Ablation studies show that the introduction of word-level attention to alternate hierarchical architectures (e.g., HRED+WA, ReCoSa+WA) confers similar performance improvements, highlighting the necessity of fine-grained intra-group attention for leveraging contextual relevance, especially in contexts sensitive to utterance or frame ordering (Lan et al., 2020).

6. Training Protocols and Optimization

HRAN training follows task-dependent regimes:

Dialog modeling: Maximum-likelihood cross-entropy loss over token sequences, with negative log-likelihood minimization.
Structured mapping: Joint losses for initialization region cross-entropy, halting binary cross-entropy, and the differentiable polyline curve loss on edge-pixels, with staged optimization strategies (warm-up then curriculum).
Action segmentation: Per-frame categorical cross-entropy without explicit segment-level supervision.
Tracking: Multi-term loss including negative log-IoU, spatial attention coverage, appearance-attention cross-entropy, parameter regularization, and adaptive loss weighting (Kosiorek et al., 2017, Xing et al., 2017, Homayounfar et al., 2020, Gammulle et al., 2020).

Optimizers vary (RMSProp, Adam, SGD) with standardized hyperparameters; curriculum learning and staged freeze-unfreeze are used in mapping and tracking domains. All models are trained end-to-end with backpropagation through time.

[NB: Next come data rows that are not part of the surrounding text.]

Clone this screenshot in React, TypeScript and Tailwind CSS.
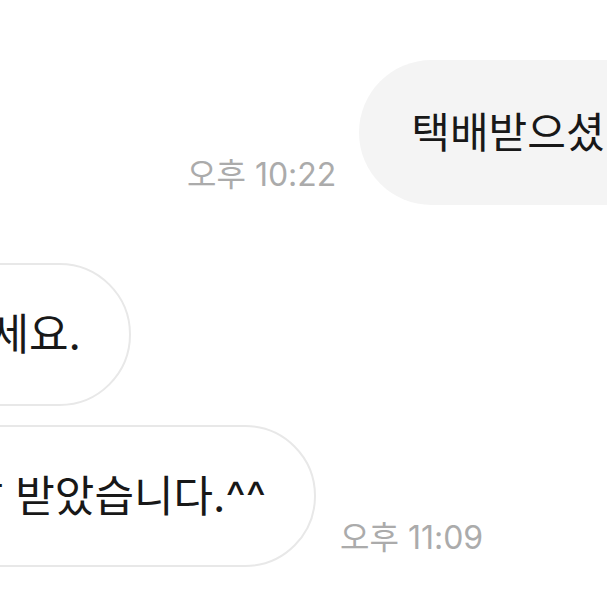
export default function App() {
  return (
    <div className="w-[607px] h-[607px] overflow-hidden bg-white font-['Inter','Noto_Sans_CJK_KR',sans-serif] text-[#181818]">
      <div className="flex items-end pt-[60px] pl-[187px]">
        <span className="mb-[14px] text-[32px] leading-none text-[#ababab] whitespace-nowrap shrink-0">
          오후 10:22
        </span>
        <div className="ml-[23px] h-[145px] shrink-0 flex items-center rounded-full bg-[#f4f4f4] pl-[52px] pr-[52px] text-[42px] whitespace-nowrap">
          택배받으셨나요?
        </div>
      </div>

      <div className="mt-[58px] w-[131px] flex justify-end">
        <div className="h-[143px] shrink-0 flex items-center rounded-full border-2 border-[#e8e8e8] bg-white pl-[52px] pr-[48px] text-[43px] whitespace-nowrap">
          확인해주세요.
        </div>
      </div>

      <div className="mt-[19px] flex items-end">
        <div className="w-[316px] flex justify-end shrink-0">
          <div className="h-[142px] shrink-0 flex items-center rounded-full border-2 border-[#e8e8e8] bg-white pl-[52px] pr-[48px] text-[43px] whitespace-nowrap">
            잘 받았습니다.^^
          </div>
        </div>
        <span className="ml-[24px] mb-[13px] text-[32px] leading-none text-[#ababab] whitespace-nowrap shrink-0">
          오후 11:09
        </span>
      </div>
    </div>
  );
}
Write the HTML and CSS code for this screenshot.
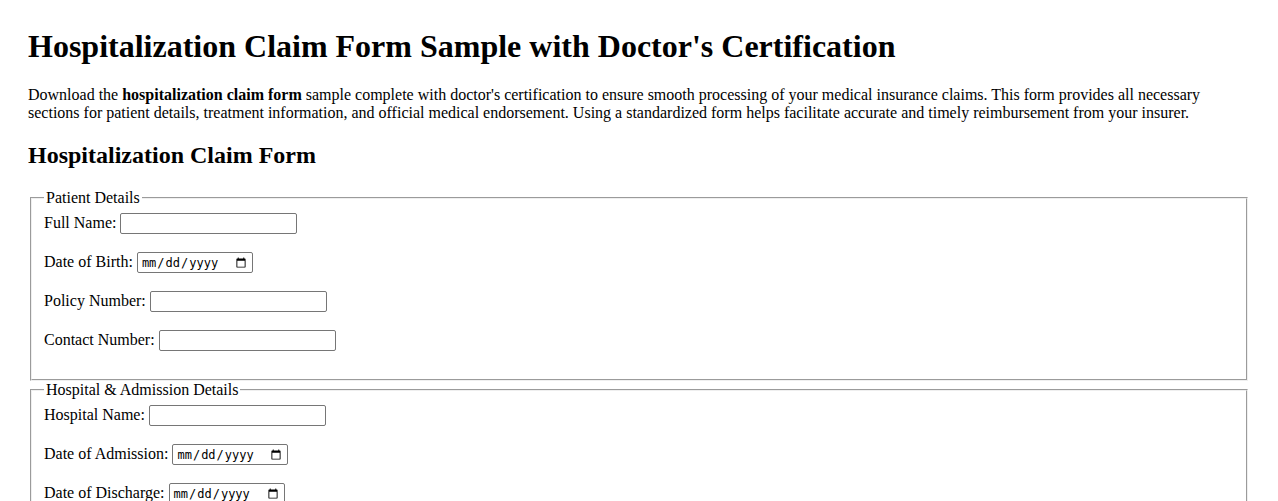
FILE: index.html
```html
<!DOCTYPE html>
<html lang="en">
<head>
<meta charset="utf-8">
<title>Hospitalization Claim Form Sample with Doctor's Certification</title>
<link rel="stylesheet" href="styles.css">
</head>
<body>
<h1 class="title">Hospitalization Claim Form Sample with Doctor's Certification</h1>
<p class="intro">Download the <strong>hospitalization claim form</strong> sample complete with doctor's certification to ensure smooth processing of your medical insurance claims. This form provides all necessary sections for patient details, treatment information, and official medical endorsement. Using a standardized form helps facilitate accurate and timely reimbursement from your insurer.</p>
<h2 class="form-title">Hospitalization Claim Form</h2>
<form class="claim-form">
  <fieldset class="section">
    <legend>Patient Details</legend>
    <div class="field"><label>Full Name: <input class="text-input" type="text"></label></div>
    <div class="field"><label>Date of Birth: <input class="date-input" type="date"></label></div>
    <div class="field"><label>Policy Number: <input class="text-input" type="text"></label></div>
    <div class="field"><label>Contact Number: <input class="text-input" type="text"></label></div>
  </fieldset>
  <fieldset class="section">
    <legend>Hospital &amp; Admission Details</legend>
    <div class="field"><label>Hospital Name: <input class="text-input" type="text"></label></div>
    <div class="field"><label>Date of Admission: <input class="date-input" type="date"></label></div>
    <div class="field"><label>Date of Discharge: <input class="date-input" type="date"></label></div>
    <div class="field"><label>Diagnosis: <input class="text-input" type="text"></label></div>
  </fieldset>
</form>
</body>
</html>
```
FILE: styles.css
```css
body {
  margin: 28px;
  font-family: "Liberation Serif", "Times New Roman", serif;
  font-size: 16px;
  color: #000;
  background: #fff;
}
.title {
  font-size: 32px;
  margin-top: 0;
}
.form-title {
  font-size: 24px;
}
.section {
  margin: 0 2px;
  padding-top: 6px;
  padding-bottom: 10px;
}
.field {
  margin-bottom: 18px;
}
.text-input,
.date-input {
  box-sizing: border-box;
  height: 21px;
  border: 1px solid #767676;
  border-radius: 2px;
  vertical-align: baseline;
}
.text-input {
  width: 177px;
}
.date-input {
  width: 116px;
  font-size: 12px;
  padding: 1px 3px;
}
```
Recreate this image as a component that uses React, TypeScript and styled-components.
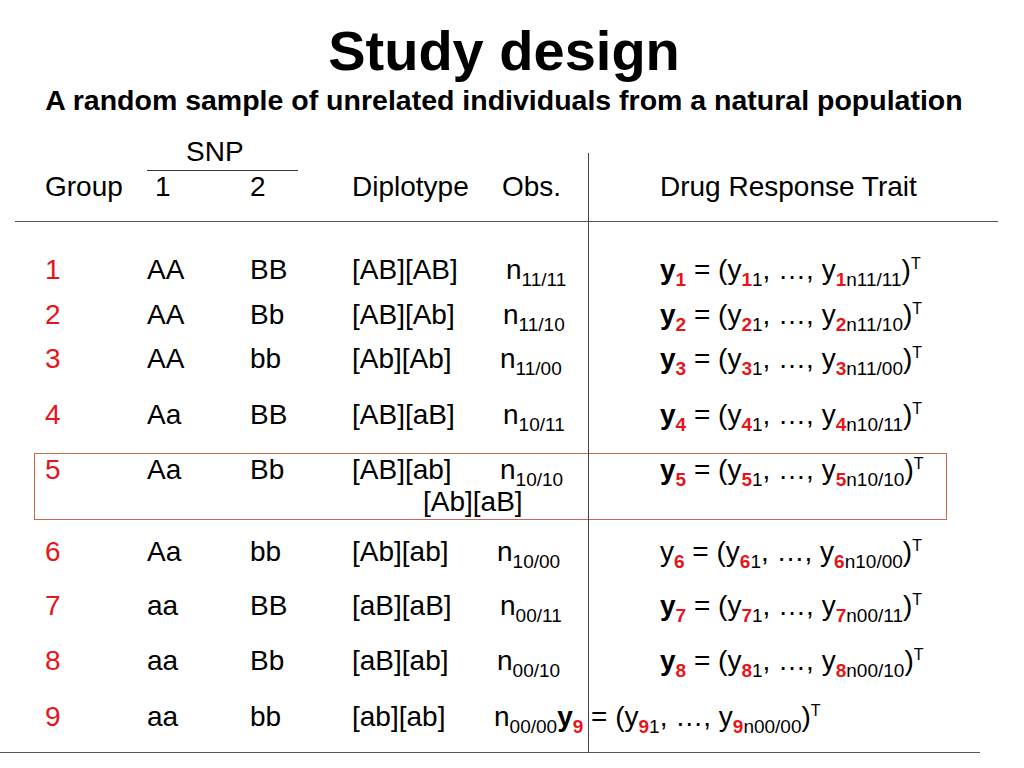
import React from 'react';
import styled, { createGlobalStyle, css } from 'styled-components';

const COLS = '102px 103px 102px 142px 166px 1fr';
const RED = '#e8141c';

const GlobalStyle = createGlobalStyle`
  html, body { margin: 0; padding: 0; background: #fff; }
  body {
    font-family: "Liberation Sans", Arial, Helvetica, sans-serif;
    color: #000;
  }
`;

const Slide = styled.div`
  width: 1024px;
  height: 768px;
  overflow: hidden;
  background: #fff;
  box-sizing: border-box;
  padding-top: 19px;
  display: flex;
  flex-direction: column;
`;

const TitleBlock = styled.header`
  padding-right: 16px;
  text-align: center;
`;

const Title = styled.h1`
  margin: 0;
  font-size: 56px;
  line-height: 64px;
  font-weight: bold;
`;

const Subtitle = styled.h2`
  margin: 1px 0 0;
  font-size: 28.5px;
  line-height: 32px;
  font-weight: bold;
  white-space: nowrap;
`;

const TableWrap = styled.section`
  position: relative;
  margin-top: 20px;
  font-size: 28px;
`;

const Header = styled.div`
  display: grid;
  grid-template-columns: ${COLS};
  margin-left: 15px;
  width: 983px;
  box-sizing: border-box;
  padding: 0 0 18px 30px;
  border-bottom: 1px solid #555;
  line-height: 32px;
  white-space: nowrap;
`;

const SnpLabel = styled.div`
  grid-column: 2 / span 2;
  grid-row: 1;
  width: 151px;
  box-sizing: border-box;
  padding: 0 0 2px 39px;
  border-bottom: 1px solid #333;
`;

const HeadCell = styled.div<{ $pad?: number }>`
  grid-row: 2;
  padding-left: ${(p) => p.$pad ?? 0}px;
`;

const Body = styled.div`
  display: flex;
  flex-direction: column;
  width: 980px;
  padding-bottom: 19px;
  border-bottom: 1px solid #555;
`;

const Row = styled.div<{ $top: number; $boxed?: boolean }>`
  display: grid;
  grid-template-columns: ${COLS};
  margin: ${(p) => p.$top}px 0 0 34px;
  width: 913px;
  box-sizing: border-box;
  padding-left: 11px;
  line-height: 32px;
  white-space: nowrap;
  ${(p) =>
    p.$boxed &&
    css`
      height: 67px;
      padding-top: 3px;
      line-height: 28px;
      outline: 1px solid #c46c4a;
      outline-offset: -1px;
    `}
`;

const GroupNum = styled.div`
  color: ${RED};
`;

const Cell = styled.div``;

const ObsCell = styled.div<{ $pad: number; $wide?: boolean }>`
  padding-left: ${(p) => p.$pad}px;
  ${(p) => p.$wide && css`grid-column: span 2;`}
`;

const Continuation = styled.div`
  grid-column: 4 / span 2;
  padding-left: 71px;
`;

const Y = styled.span<{ $bold?: boolean }>`
  font-weight: ${(p) => (p.$bold ? 'bold' : 'normal')};
`;

const Sub = styled.span<{ $red?: boolean }>`
  font-size: 19px;
  line-height: 0;
  position: relative;
  top: 7px;
  ${(p) =>
    p.$red &&
    css`
      color: ${RED};
      font-weight: bold;
    `}
`;

const Sup = styled.span`
  font-size: 16px;
  line-height: 0;
  position: relative;
  top: -10px;
`;

const VRule = styled.div`
  position: absolute;
  left: 588px;
  top: 17px;
  bottom: 0;
  width: 1px;
  background: #444;
`;

type RowData = {
  g: number;
  s1: string;
  s2: string;
  dip: string;
  obs: string;
  pad: number;
  top: number;
  bold: boolean;
  boxed?: boolean;
  extra?: string;
  inline?: boolean;
};

const rows: RowData[] = [
  { g: 1, s1: 'AA', s2: 'BB', dip: '[AB][AB]', obs: '11/11', pad: 12, top: 32, bold: true },
  { g: 2, s1: 'AA', s2: 'Bb', dip: '[AB][Ab]', obs: '11/10', pad: 9, top: 13, bold: true },
  { g: 3, s1: 'AA', s2: 'bb', dip: '[Ab][Ab]', obs: '11/00', pad: 6, top: 12, bold: true },
  { g: 4, s1: 'Aa', s2: 'BB', dip: '[AB][aB]', obs: '10/11', pad: 9, top: 24, bold: true },
  { g: 5, s1: 'Aa', s2: 'Bb', dip: '[AB][ab]', obs: '10/10', pad: 6, top: 22, bold: true, boxed: true, extra: '[Ab][aB]' },
  { g: 6, s1: 'Aa', s2: 'bb', dip: '[Ab][ab]', obs: '10/00', pad: 3, top: 16, bold: false },
  { g: 7, s1: 'aa', s2: 'BB', dip: '[aB][aB]', obs: '00/11', pad: 6, top: 22, bold: true },
  { g: 8, s1: 'aa', s2: 'Bb', dip: '[aB][ab]', obs: '00/10', pad: 3, top: 23, bold: true },
  { g: 9, s1: 'aa', s2: 'bb', dip: '[ab][ab]', obs: '00/00', pad: 0, top: 24, bold: true, inline: true },
];

function Trait({ i, obs, bold }: { i: number; obs: string; bold: boolean }) {
  return (
    <>
      <Y $bold={bold}>y</Y>
      <Sub $red>{i}</Sub> = (y<Sub $red>{i}</Sub>
      <Sub>1</Sub>, …, y<Sub $red>{i}</Sub>
      <Sub>n{obs}</Sub>)<Sup>T</Sup>
    </>
  );
}

export default function App() {
  return (
    <>
      <GlobalStyle />
      <Slide>
        <TitleBlock>
          <Title>Study design</Title>
          <Subtitle>A random sample of unrelated individuals from a natural population</Subtitle>
        </TitleBlock>
        <TableWrap>
          <Header>
            <SnpLabel>SNP</SnpLabel>
            <HeadCell>Group</HeadCell>
            <HeadCell $pad={8}>1</HeadCell>
            <HeadCell>2</HeadCell>
            <HeadCell>Diplotype</HeadCell>
            <HeadCell $pad={8}>Obs.</HeadCell>
            <HeadCell>Drug Response Trait</HeadCell>
          </Header>
          <Body>
            {rows.map((r) => (
              <Row key={r.g} $top={r.top} $boxed={r.boxed}>
                <GroupNum>{r.g}</GroupNum>
                <Cell>{r.s1}</Cell>
                <Cell>{r.s2}</Cell>
                <Cell>{r.dip}</Cell>
                {r.inline ? (
                  <ObsCell $pad={r.pad} $wide>
                    n<Sub>{r.obs}</Sub>
                    <Trait i={r.g} obs={r.obs} bold={r.bold} />
                  </ObsCell>
                ) : (
                  <>
                    <ObsCell $pad={r.pad}>
                      n<Sub>{r.obs}</Sub>
                    </ObsCell>
                    <Cell>
                      <Trait i={r.g} obs={r.obs} bold={r.bold} />
                    </Cell>
                  </>
                )}
                {r.extra && <Continuation>{r.extra}</Continuation>}
              </Row>
            ))}
          </Body>
          <VRule />
        </TableWrap>
      </Slide>
    </>
  );
}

7. Broader Impact, Limitations, and Extensions

The hierarchical recurrent attention paradigm has demonstrated universality across modalities. In open-domain dialog, HRAN-like architectures, especially when equipped with both element- and group-level attention, uniquely surpass non-hierarchical transformers and flat attention networks in extracting and weighting salient conversational segments (Lan et al., 2020). However, outside HRAN, vanilla hierarchies without fine-grained attention often underperform.

A crucial limitation is the increased model complexity and inferential cost, particularly with recurrent attention over long contexts. For high-resolution spatial and long-horizon temporal tasks, trade-offs between granularity of recurrence/attention and computational feasibility must be managed. Further research has focused on alternatives such as hierarchical transformer modules, though explicit recurrent hierarchies remain valuable for structure-rich or temporally ordered tasks (Homayounfar et al., 2020, Gammulle et al., 2020).

The essential architectural advance introduced by HRAN is the fusion of nested attention with recurrent encoders to facilitate robust, context-sensitive modeling of hierarchical, sequential data—a paradigm now widely extended across domains in contemporary deep learning.